Nevertheless, identity and access management solutions like Keycloak still provide server implementations of SAML to meet identity authentication needs in specific scenarios.

Cyber Security

User Identity Synchronization and Management

Consider a common scenario: an enterprise provides multiple internal application systems to its employees and adopts single sign-on to enhance user experience. However, whenever a new employee joins or an old employee leaves, IT administrators need to manually create or delete accounts in various systems, a process that is not only cumbersome but also accompanied by potential security risks.

To address this issue, IT administrators urgently need a standardized, automated user account management tool. It is in this context that the SCIM (System for Cross-domain Identity Management) standard emerges.

The SCIM standard defines a series of specific REST APIs designed to achieve seamless interoperability between IDPs (identity providers) and application systems or SaaS services. Through these APIs, users can automatically configure accounts, greatly simplifying the process of account creation, updating, and deletion.
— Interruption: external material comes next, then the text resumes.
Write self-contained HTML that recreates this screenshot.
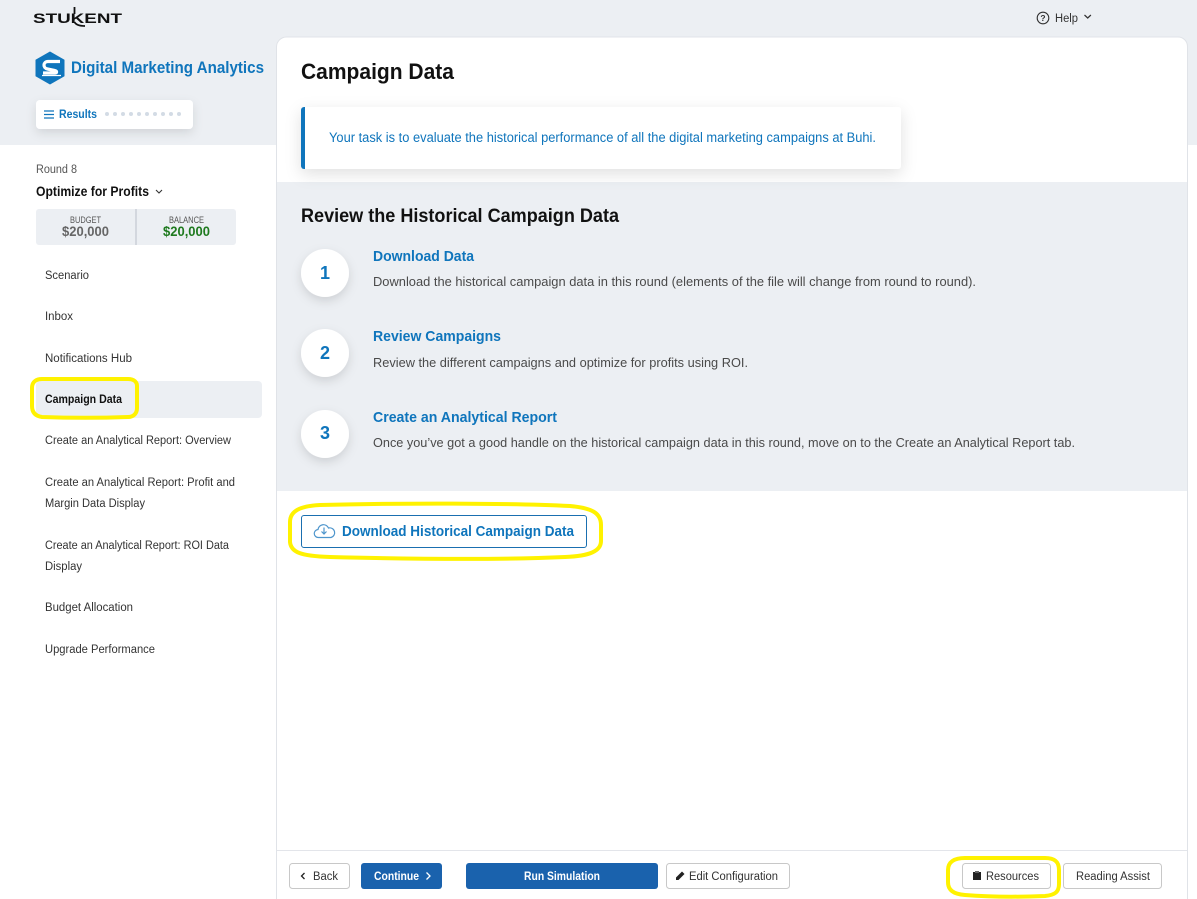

Since its introduction, the SCIM protocol has been widely adopted and applied. For example, well-known identity management solutions such as Microsoft Entra ID (formerly Azure Active Directory) and Okta support the SCIM protocol. In addition, open-source identity and access management platforms like Keycloak also provide SCIM server/client extensions, further enriching their application scenarios.


This article briefly outlines the major technologies widely used in identity authentication scenarios. In the process of building efficient and secure identity authentication services, these mature technical solutions play a crucial role. They not only greatly simplify integration work and improve work efficiency, but also effectively reduce security risks, ensuring the security of enterprise data and user information. By leveraging these technological solutions, we can better meet the demands of modern identity authentication, delivering a more convenient and secure experience for both enterprises and users.